実際の検反工程は以下のような流れになります:

  1. 生地ロールを検反機にセット
  2. ロールを展開しながら、光源の下で表面を目視検査
  3. 欠点が見つかれば、マーキングや帳簿への記録
  4. 最終的に「何点(defect point)」あるかを集計
  5. 品質基準に従って「合格・不合格」判定

最近では、人による目視だけでなく、画像処理やAIによる自動検反機も導入され、検出精度と作業効率の向上が進んでいます。

検反で発見される主な欠点

検反ではさまざまな種類の欠陥が見つかります。主なものを以下に挙げます。

織・編組織に関する欠点

  • ヨコ糸抜け、経糸抜け
  • 織りムラ・針抜け(編み物)
  • ネップ(繊維の絡まり)
  • スラブ(太い糸の混入)

染色・仕上げに関する欠点

  • 染めムラ(スジ・ムラ)
  • 色ブレ(ロット間の色違い)
  • 汚れ、油ジミ、異物混入
  • シワ、折れ跡、耳の変形

その他の欠点

  • 穴あき、裂け
  • 糸キズ、引っかき傷
  • 異糸混入(別色や異素材の糸)

これらの欠点は、生地全体の価値を損なうだけでなく、製品に仕立てた際の外観・機能性に大きく影響します。例えば、スーツのジャケットの表面に織りキズや色ムラがあると、見た目の高級感を著しく損ねてしまいます。

品質基準と「ポイント制」評価

検反では、「ポイント制(4点法など)」と呼ばれる評価基準を用いて、生地の品質を数値化します。

【例】4点法の概要(米国ASTM基準):

  • 欠点の長さに応じて1〜4点で評価
  • 1ヤード(約91cm)ごとに欠点の合計ポイントを集計
  • 合計ポイントが特定の上限以下であれば「合格」

このような基準は、取引先(縫製工場、ブランド)とサプライヤー(生地メーカー)間の品質取り決めとしても活用され、契約や納品の判断材料となります。

検反の課題と今後の展望

検反作業は、これまで熟練の検反者による目視に大きく依存してきた工程でした。そのため、人的疲労・見落とし・主観のばらつきといった課題がつきまといます。
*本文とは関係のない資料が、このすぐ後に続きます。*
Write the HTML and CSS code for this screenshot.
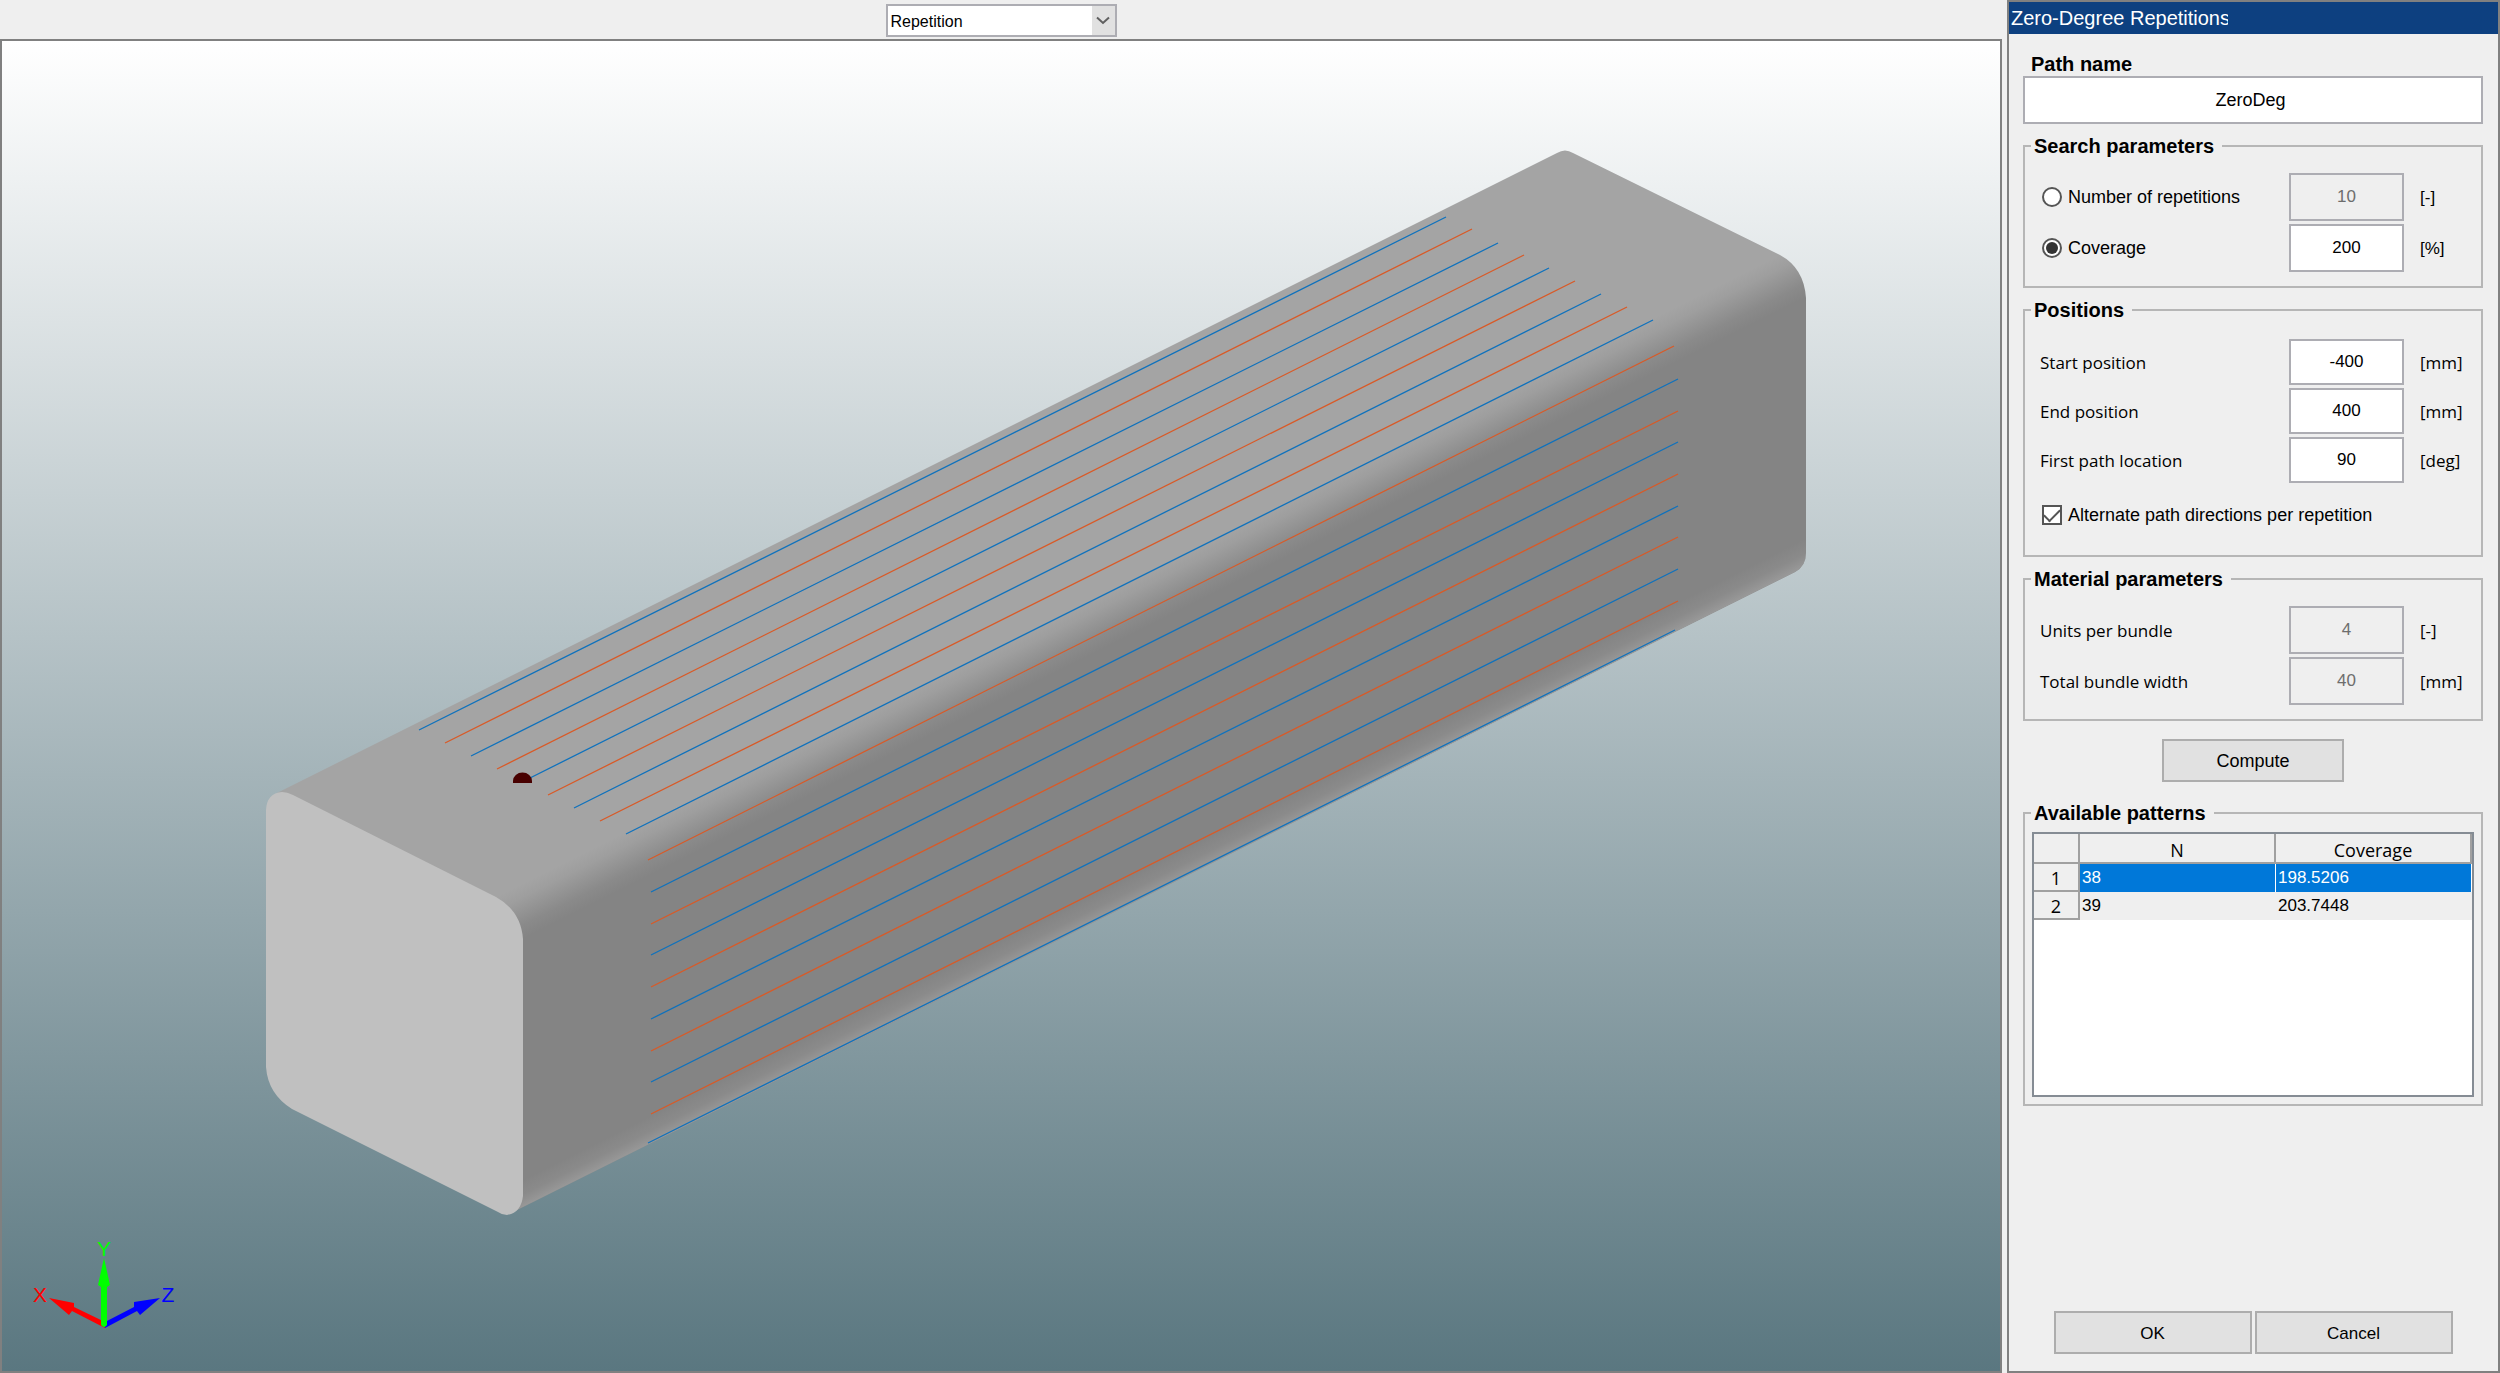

現在では、AI・カメラ技術の進歩により、**自動検反機(AI visual inspection system)**が普及しつつあります。画像認識を使ってリアルタイムで欠点を検出し、精度とスピードを両立させた検査が可能になってきました。

また、IoTと連携した検反データの可視化・記録管理も進んでおり、品質トレースの一環として、製造ロットごとの検反データをクラウドで管理する動きも見られます。

まとめ:検反は「見えない品質」を守る最後の砦

繊維製品は、最終製品として仕立てられる前に多くの工程を経ますが、検反はその中でも「不良を未然に防ぎ、品質保証する」最終関門です。
単なる目視確認ではなく、ブランド価値を守るための重要な品質管理工程であり、製品の信頼性を支える礎といえます。

AIや自動化が進む中でも、人の目・感覚・判断が必要な場面は多く、今後は人と機械の協働による検反体制が主流となっていくでしょう。

高品質なものづくりのためには、見えないところで行われる検反の重要性を、あらためて見直す必要があるのではないでしょうか。